Fails has his opinions about what makes a good high school coach.
"You have to care about kids and they have to know that," he
said. "A lot of them understood that I cared about them. One of my
best players, Kevin Gaffney, who went to the University of
Cincinnati and started two years, called me Dad. He was a good
kid. His mom was even better."
Fails married Rosemary (Reo), "my beautiful sweetheart," as he calls
her. "She lived up the block from me."
The couple has four children. Tammy, 39, has had two
strokes. Fails admits he's mystified why he and his daughter have
had strokes, which have not run in the family.

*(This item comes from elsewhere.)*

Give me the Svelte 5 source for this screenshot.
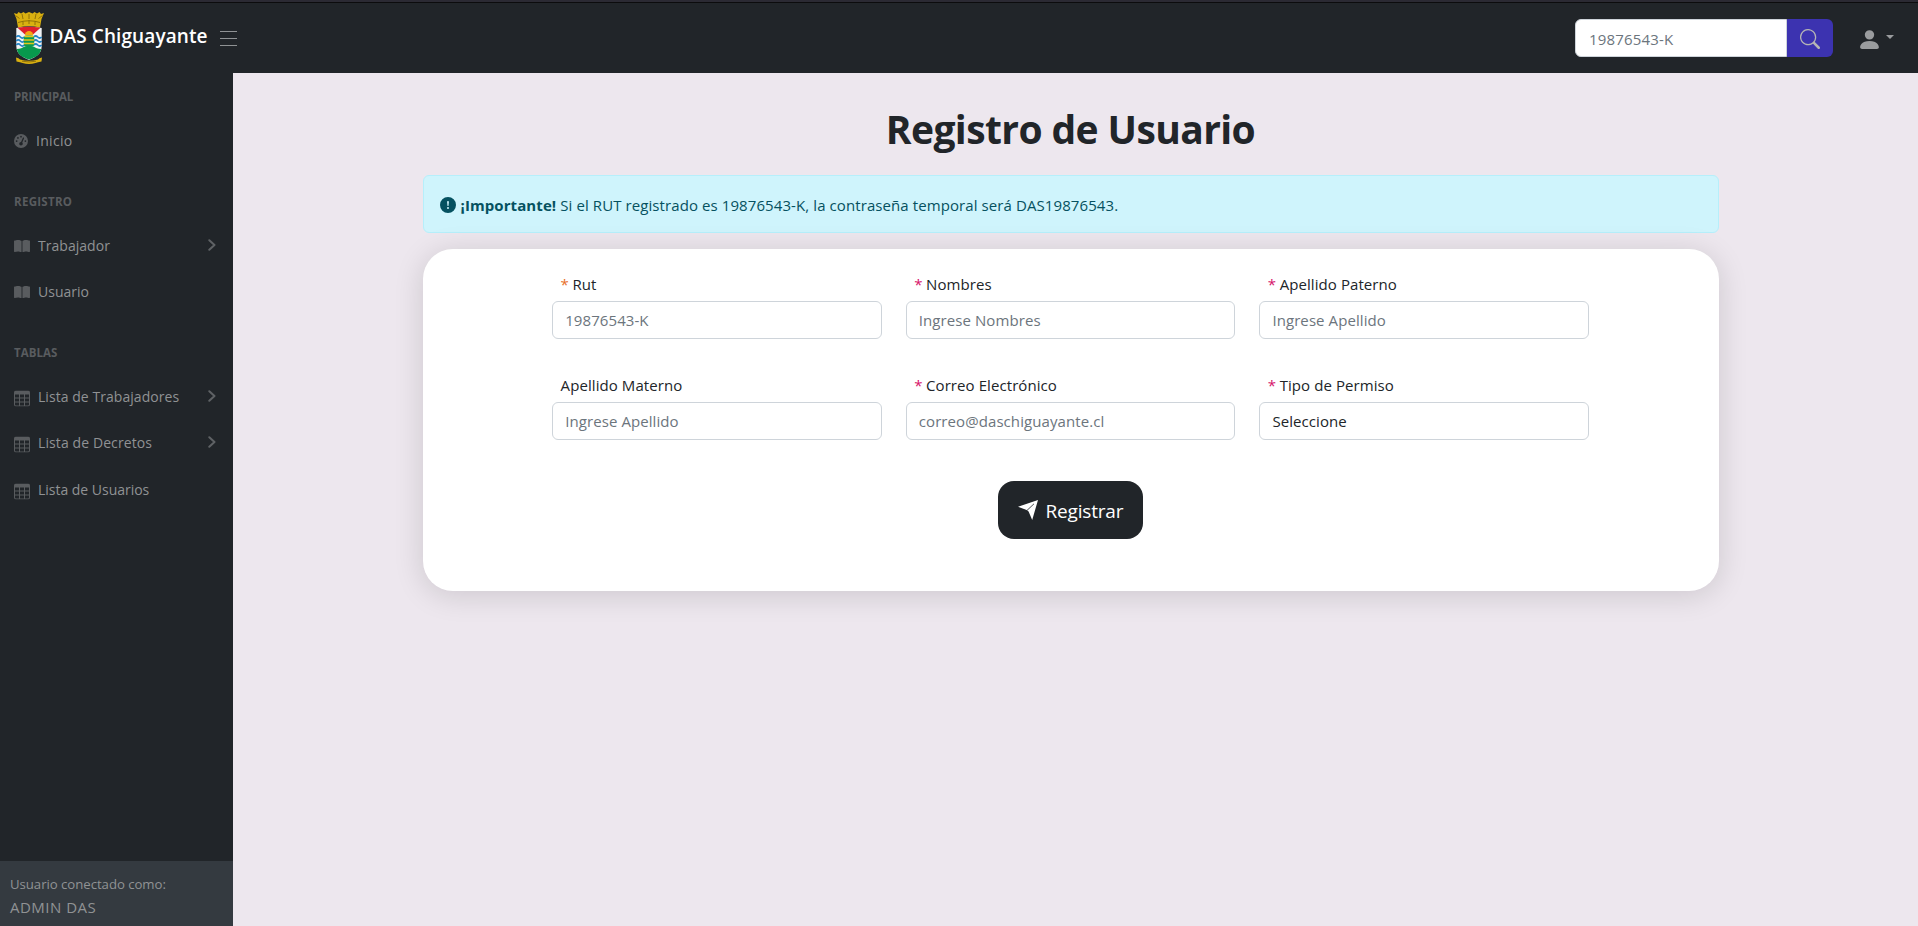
<script>
  const sections = [
    { title: 'PRINCIPAL', track: -0.2, items: [{ label: 'Inicio', icon: 'gauge', track: 0.3 }] },
    {
      title: 'REGISTRO',
      track: 0.3,
      items: [
        { label: 'Trabajador', icon: 'book', more: true, track: 0.03 },
        { label: 'Usuario', icon: 'book', track: 0 }
      ]
    },
    {
      title: 'TABLAS',
      track: 0.05,
      items: [
        { label: 'Lista de Trabajadores', icon: 'table', more: true, track: 0.05 },
        { label: 'Lista de Decretos', icon: 'table', more: true, track: 0.1 },
        { label: 'Lista de Usuarios', icon: 'table', track: -0.02 }
      ]
    }
  ];

  const fields = [
    { id: 'rut', label: 'Rut', hint: '19876543-K', required: true, accent: true },
    { id: 'nombres', label: 'Nombres', hint: 'Ingrese Nombres', required: true },
    { id: 'paterno', label: 'Apellido Paterno', hint: 'Ingrese Apellido', required: true },
    { id: 'materno', label: 'Apellido Materno', hint: 'Ingrese Apellido' },
    { id: 'correo', label: 'Correo Electrónico', hint: 'correo@daschiguayante.cl', required: true },
    { id: 'permiso', label: 'Tipo de Permiso', options: ['Seleccione'], required: true }
  ];
</script>

<div class="app">
  <header>
    <svg class="crest" viewBox="0 0 30 52" width="30" height="52" aria-hidden="true">
      <path d="M0 1l3 1 1.500-2L7 1.500 9.500 0l2 1.500L15 0l3.500 1.500 2-1.500L23 1.500 25.500 0 27 2l3-1-2.500 6-1.500 8.500Q15 12.500 4 15.500L2.500 7z" fill="#d9b010" />
      <path d="M1.500 3.500l4 3M28.500 3.500l-4 3M8 2l1 5M15 2v5M22 2l-1 5M4 10.500q11-3.500 22 0M9 9v4M15 8v4M21 9v4" fill="none" stroke="#8a6b08" stroke-width=".9" />
      <path d="M2.300 16Q15 13.500 27.700 16v18c0 8-6 11-12.700 14-6.700-3-12.700-6-12.700-14z" fill="#f1f3f5" />
      <path d="M3.500 15.800Q15 13.800 26.500 15.800L19 22.500H11z" fill="#df1f2c" />
      <path d="M2.300 25q2-2 4 0t4 0M19.700 25q2-2 4 0t4 0M2.300 29q2-2 4 0t4 0M19.700 29q2-2 4 0t4 0M2.300 33q2-2 4 0t4 0M19.700 33q2-2 4 0t4 0" fill="none" stroke="#2384c5" stroke-width="1.700" />
      <path d="M10.800 23.500a4.200 4.500 0 0 1 8.400 0z" fill="#f3a913" />
      <rect x="9.800" y="23.500" width="10.400" height="11.500" rx="3" fill="#0a9850" />
      <path d="M10.500 24.500h9M9.800 28h10.400M10 31.500h10" stroke="#e0c51c" stroke-width="1.700" />
      <path d="M2.800 37Q8 36.500 10 34.800Q15 33.500 20 34.800Q22 36.500 27.200 37c-1 6-6.200 8.500-12.200 10.500-6-2-11.200-4.500-12.200-10.500z" fill="#08994d" />
      <path d="M2 45.500q3 .5 4 2 9 2.500 18 0 1-1.500 4-2l-.5 4q-4 .5-6 1.500-6.500 2-13 0-2-1-6-1.500z" fill="#d9b010" />
      <path d="M8 49.200q7 1.500 14 0" fill="none" stroke="#806409" stroke-width=".8" />
    </svg>
    <span class="brand">DAS Chiguayante</span>
    <button class="burger" aria-label="Menú"><i></i><i></i><i></i></button>

    <div class="search">
      <input type="text" placeholder="19876543-K" aria-label="Buscar" />
      <button aria-label="Buscar">
        <svg viewBox="0 0 16 16" width="20" height="20" fill="currentColor"><path d="M11.742 10.344a6.500 6.500 0 1 0-1.397 1.398h-.001c.03.04.062.078.098.115l3.850 3.850a1 1 0 0 0 1.415-1.414l-3.850-3.850a1.007 1.007 0 0 0-.115-.1zM12 6.500a5.500 5.500 0 1 1-11 0 5.500 5.500 0 0 1 11 0z" /></svg>
      </button>
    </div>
    <button class="account" aria-label="Cuenta">
      <svg viewBox="0 0 16 16" width="25" height="25" fill="currentColor"><path d="M3 14s-1 0-1-1 1-4 6-4 6 3 6 4-1 1-1 1H3Zm5-6a3 3 0 1 0 0-6 3 3 0 0 0 0 6Z" /></svg>
      <i class="caret"></i>
    </button>
  </header>

  <div class="body">
    <aside>
      <nav>
        {#each sections as section}
          <h2 style:letter-spacing="{section.track}px">{section.title}</h2>
          {#each section.items as item}
            <a href="#top" class={item.icon}>
              {#if item.icon === 'gauge'}
                <svg viewBox="0 0 512 512" width="14" height="14"><path fill-rule="evenodd" d="M0 256a256 256 0 1 1 512 0A256 256 0 1 1 0 256zM288 96a32 32 0 1 0-64 0 32 32 0 1 0 64 0zM256 416c35.300 0 64-28.700 64-64c0-17.400-6.900-33.100-18.100-44.600L366 161.700c5.300-12.100-.2-26.300-12.300-31.600s-26.300 .2-31.600 12.300L257.900 288c-.6 0-1.300 0-1.900 0c-35.300 0-64 28.700-64 64s28.700 64 64 64zM176 144a32 32 0 1 0-64 0 32 32 0 1 0 64 0zM96 288a32 32 0 1 0 0-64 32 32 0 1 0 0 64zm352-32a32 32 0 1 0-64 0 32 32 0 1 0 64 0z" /></svg>
              {:else if item.icon === 'book'}
                <svg viewBox="0 0 576 512" width="16" height="14.200"><path d="M249.600 471.500c10.800 3.800 22.400-4.100 22.400-15.500V78.600c0-4.200-1.600-8.400-5-11C247.400 52 202.400 32 144 32C93.500 32 46.300 45.300 18.100 56.100C6.800 60.500 0 71.700 0 83.800V454.100c0 11.900 12.800 20.200 24.100 16.500C55.600 460.100 105.500 448 144 448c33.900 0 79 14 105.600 23.500zm76.800 0C353 462 398.100 448 432 448c38.500 0 88.400 12.100 119.900 22.600c11.300 3.800 24.100-4.600 24.100-16.500V83.800c0-12.100-6.800-23.300-18.100-27.600C529.700 45.300 482.500 32 432 32c-58.400 0-103.400 20-123 35.600c-3.300 2.600-5 6.800-5 11V456c0 11.400 11.700 19.300 22.400 15.500z" /></svg>
              {:else}
                <svg viewBox="0 0 16 16" width="16" height="16"><path d="M0 2a2 2 0 0 1 2-2h12a2 2 0 0 1 2 2v12a2 2 0 0 1-2 2H2a2 2 0 0 1-2-2V2zm15 2h-4v3h4V4zm0 4h-4v3h4V8zm0 4h-4v3h3a1 1 0 0 0 1-1v-2zm-5 3v-3H6v3h4zm-5 0v-3H1v2a1 1 0 0 0 1 1h3zm-4-4h4V8H1v3zm0-4h4V4H1v3zm5-3v3h4V4H6zm4 4H6v3h4V8z" /></svg>
              {/if}
              <span style:letter-spacing="{item.track}px">{item.label}</span>
              {#if item.more}
                <svg class="chevron" viewBox="0 0 8 12" width="8" height="12"><path d="M1.300 1.200L6.500 6l-5.200 4.800" /></svg>
              {/if}
            </a>
          {/each}
        {/each}
      </nav>
      <div class="session">
        <small>Usuario conectado como:</small>
        <span>ADMIN DAS</span>
      </div>
    </aside>

    <main>
      <div class="content">
        <h1>Registro de Usuario</h1>
        <div class="alert">
          <svg viewBox="0 0 16 16" width="16" height="16" fill="currentColor"><path d="M16 8A8 8 0 1 1 0 8a8 8 0 0 1 16 0zM8 4a.905.905 0 0 0-.9.995l.35 3.507a.552.552 0 0 0 1.100 0l.35-3.507A.905.905 0 0 0 8 4zm.002 6a1 1 0 1 0 0 2 1 1 0 0 0 0-2z" /></svg>
          <p><strong>¡Importante!</strong> Si el RUT registrado es 19876543-K, la contraseña temporal será DAS19876543.</p>
        </div>
        <form class="card">
          <div class="grid">
            {#each fields as field}
              <div class="field">
                <label for={field.id}>{#if field.required}<span class="star" class:accent={field.accent}>*</span>{/if}{field.label}</label>
                {#if field.options}
                  <select id={field.id}>
                    {#each field.options as option}<option>{option}</option>{/each}
                  </select>
                {:else}
                  <input id={field.id} type="text" placeholder={field.hint} />
                {/if}
              </div>
            {/each}
          </div>
          <button class="submit" type="button">
            <svg viewBox="0 0 20 20" width="20" height="20"><path d="M0 6.700L20 0l-5.800 20-3.600-8.500L8.600 9.900z" fill="#fff" /><path d="M8.800 10.600L16 3.800" stroke="#212529" stroke-width=".8" /></svg>
            <span>Registrar</span>
          </button>
        </form>
      </div>
    </main>
  </div>
</div>

<style>
  :global(body) {
    margin: 0;
  }
  .app,
  .app * {
    box-sizing: border-box;
  }
  .app {
    height: 926px;
    display: flex;
    flex-direction: column;
    overflow: hidden;
    font-family: 'Open Sans', 'Noto Sans', sans-serif;
    font-size: 15px;
    line-height: 24px;
    letter-spacing: 0.08px;
    color: #212529;
    background: #ede7ee;
  }
  button,
  input,
  select {
    font: inherit;
    letter-spacing: inherit;
    color: inherit;
    margin: 0;
  }
  button {
    border: 0;
    background: none;
    padding: 0;
  }
  svg {
    display: block;
    flex: none;
  }

  header {
    flex: none;
    height: 73px;
    display: flex;
    align-items: flex-start;
    padding: 9px 24px 0 14px;
    background: #212529;
    border-top: 3px solid #0c0c0d;
    position: relative;
  }
  header::before {
    content: '';
    position: absolute;
    left: 0;
    right: 0;
    top: -3px;
    height: 2px;
    background: #2b2a33;
  }
  .brand {
    margin: 9px 0 0 5.500px;
    font-size: 19px;
    font-weight: 600;
    line-height: 30px;
    letter-spacing: 0.1px;
    color: #fff;
  }
  .burger {
    margin: 19px 0 0 12.500px;
    width: 17px;
    display: grid;
    gap: 5.500px;
  }
  .burger i {
    height: 1.300px;
    background: #8f9294;
  }
  .search {
    margin: 7px 0 0 auto;
    display: flex;
  }
  .search input {
    width: 212px;
    padding: 1px 13px 0;
    border-radius: 6px 0 0 6px;
    letter-spacing: 0.17px;
  }
  .search button {
    width: 46px;
    height: 38px;
    padding-top: 2px;
    display: grid;
    place-items: center;
    border-radius: 0 6px 6px 0;
    background: #3c33b0;
    color: #b5b5b5;
  }
  .account {
    display: flex;
    margin: 15px 0 0 24px;
    color: #9a9c9e;
  }
  .caret {
    margin: 8px 0 0 4px;
    border: 4px solid transparent;
    border-top-color: currentColor;
    border-bottom: 0;
    height: 0;
  }

  .body {
    flex: 1;
    display: flex;
    min-height: 0;
  }
  aside {
    flex: none;
    width: 233px;
    display: flex;
    flex-direction: column;
    justify-content: space-between;
    background: #212529;
  }
  nav {
    padding-top: 15px;
  }
  h2 {
    margin: 0;
    padding: 28px 0 12px 14px;
    font-size: 11.500px;
    line-height: 18px;
    font-weight: 700;
    color: #595c5f;
  }
  h2:first-child {
    padding-top: 0;
  }
  a {
    display: flex;
    align-items: center;
    padding: 12px 17px 12px 14px;
    font-size: 14px;
    line-height: 22.500px;
    color: #909294;
    text-decoration: none;
  }
  a svg {
    fill: #595c5f;
    margin-right: 8px;
  }
  .table svg:first-child {
    transform: translateY(1.500px);
  }
  a .chevron {
    margin: -2px 0 0 auto;
    fill: none;
    stroke: #5f6265;
    stroke-width: 2;
    stroke-linecap: round;
    stroke-linejoin: round;
  }
  .session {
    height: 65px;
    padding: 13px 10px 0;
    display: grid;
    align-content: start;
    background: #343a40;
    color: #909294;
  }
  .session small {
    font-size: 13.200px;
    line-height: 21px;
    letter-spacing: -0.04px;
  }
  .session span {
    letter-spacing: 0.5px;
  }

  main {
    flex: 1;
    padding: 32px 9px 0 0;
  }
  .content {
    width: 1296px;
    margin: 0 auto;
  }
  h1 {
    margin: 0 0 22px;
    padding-right: 1px;
    font-size: 39px;
    line-height: 48px;
    font-weight: 700;
    letter-spacing: -0.6px;
    text-align: center;
  }
  .alert {
    height: 58px;
    margin-bottom: 16px;
    padding: 0 16px;
    display: flex;
    align-items: center;
    gap: 4.500px;
    border: 1px solid #b6effb;
    border-radius: 6px;
    background: #cff4fc;
    color: #055160;
  }
  .alert svg {
    margin-top: 2px;
  }
  .alert p {
    margin: 0;
    padding-top: 2px;
    letter-spacing: 0.09px;
  }
  .card {
    height: 342px;
    padding: 23px 130px 0 129.200px;
    display: flex;
    flex-direction: column;
    align-items: center;
    border-radius: 30px;
    background: #fff;
    box-shadow: 0 4px 30px rgba(0, 0, 0, 0.14);
  }
  .grid {
    width: 100%;
    display: grid;
    grid-template-columns: repeat(3, 1fr);
    gap: 34px 24px;
  }
  .field {
    display: grid;
    gap: 5px;
  }
  label {
    padding-left: 8.400px;
  }
  .star {
    margin-right: 3.500px;
    color: #d6136a;
  }
  .star.accent {
    color: #e8702a;
  }
  input,
  select {
    display: block;
    width: 100%;
    height: 38px;
    padding: 0 12px;
    appearance: none;
    border: 1px solid #ced4da;
    border-radius: 6px;
    background: #fff;
    outline: 0;
  }
  input::placeholder {
    color: #6c757d;
    opacity: 1;
  }
  .submit {
    width: 145px;
    height: 58px;
    margin: 41px 1px 0 0;
    padding: 0 20px;
    display: flex;
    align-items: center;
    gap: 8px;
    border-radius: 16px;
    background: #212529;
    color: #fff;
    font-size: 19px;
    letter-spacing: -0.2px;
  }
  .submit span {
    padding-top: 1px;
  }
</style>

Diana, 37, teaches in Alliance; Tim, 32, works in management for
Fidelity and Mary Beth is the fourth of the children.
Tim was named after Tim Richards, one of Fails' former players at
Conneaut.
"Tim Richards was one of the greatest kids I ever coached," Fails
said. "When I had to leave the team, he was going to be a
senior. He was a good player who started for me as a sophomore."
One of the area coaches Fails knew while coaching at Alliance was
Tim Mizer, now Jefferson's' assistant boys basketball coach and a
former head coach for the Falcons.
"He used to coach basketball at Massillon Perry and used to be a
baseball coach," Fails said of Mizer. "He's a good guy."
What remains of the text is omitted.